2020 is on course to be the world’s hottest year ever since measurements began, several meteorologists working with top global research centres have said. They estimate that there is 50 to 75 per cent chance that this year will break the record set four years ago in 2016.
As things stand, temperatures are about 3 degree Celsius above average in Eastern Europe and Asia in the first quarter.
Even though the coronavirus lockdown has temporarily cleared the skies, it has done nothing to cool the climate, which needs deeper, longer-term measures, the meteorologists argue.
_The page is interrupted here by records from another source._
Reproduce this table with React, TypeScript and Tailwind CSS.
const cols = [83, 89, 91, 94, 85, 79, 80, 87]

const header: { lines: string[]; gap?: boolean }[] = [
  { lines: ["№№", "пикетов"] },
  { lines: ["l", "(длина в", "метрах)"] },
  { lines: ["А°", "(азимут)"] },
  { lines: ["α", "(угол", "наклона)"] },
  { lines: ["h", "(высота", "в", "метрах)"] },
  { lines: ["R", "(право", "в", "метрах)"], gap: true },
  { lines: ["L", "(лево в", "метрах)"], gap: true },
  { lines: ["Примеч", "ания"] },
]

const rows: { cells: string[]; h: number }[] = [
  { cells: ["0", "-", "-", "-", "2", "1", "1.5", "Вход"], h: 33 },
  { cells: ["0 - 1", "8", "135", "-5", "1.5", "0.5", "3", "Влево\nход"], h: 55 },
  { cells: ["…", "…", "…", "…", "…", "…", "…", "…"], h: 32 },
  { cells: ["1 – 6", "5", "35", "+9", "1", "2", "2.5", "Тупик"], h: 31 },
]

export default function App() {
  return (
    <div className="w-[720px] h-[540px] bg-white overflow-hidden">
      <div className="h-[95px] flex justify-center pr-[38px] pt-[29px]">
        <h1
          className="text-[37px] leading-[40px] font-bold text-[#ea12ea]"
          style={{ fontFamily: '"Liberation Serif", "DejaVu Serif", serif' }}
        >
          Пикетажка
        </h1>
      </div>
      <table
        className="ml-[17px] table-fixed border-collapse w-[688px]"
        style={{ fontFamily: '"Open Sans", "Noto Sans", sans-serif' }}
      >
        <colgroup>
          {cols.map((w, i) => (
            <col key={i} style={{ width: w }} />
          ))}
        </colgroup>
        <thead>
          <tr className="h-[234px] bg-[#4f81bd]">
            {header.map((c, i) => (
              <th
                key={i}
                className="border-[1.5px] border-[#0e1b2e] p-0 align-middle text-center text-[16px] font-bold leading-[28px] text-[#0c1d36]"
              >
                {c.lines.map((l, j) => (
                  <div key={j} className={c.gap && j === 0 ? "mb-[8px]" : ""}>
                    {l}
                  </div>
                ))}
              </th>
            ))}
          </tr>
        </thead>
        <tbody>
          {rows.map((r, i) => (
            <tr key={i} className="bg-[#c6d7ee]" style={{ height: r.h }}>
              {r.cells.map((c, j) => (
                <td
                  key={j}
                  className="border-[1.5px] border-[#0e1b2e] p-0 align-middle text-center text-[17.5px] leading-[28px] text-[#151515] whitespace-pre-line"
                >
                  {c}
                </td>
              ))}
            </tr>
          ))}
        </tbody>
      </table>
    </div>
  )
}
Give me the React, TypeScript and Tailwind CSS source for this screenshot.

Reports suggest that heat records have been broken from the Antarctic to Greenland since January, which has surprised many simply because this is no sign of an El Niño – a natural phenomenon usually associated with a rise in temperatures.
Scientists of the US National Oceanic and Atmospheric Administration suggest that there is a 75 per cent chance that 2020 will be the hottest year since measurements began. They further said that trends were closely tracking the current record of 2016 when temperatures shot up early in the year amid an unusually intense El Niño and then dropped down.
The American agency went on to add that the likelihood of 2020 being one of the top five years for temperatures on record is a 99.9 per cent.
A separate estimation by Gavin Schmidt, director of the NASA Goddard Institute for Space Studies in New York, found a 60 per cent chance of high temperatures this year setting a record.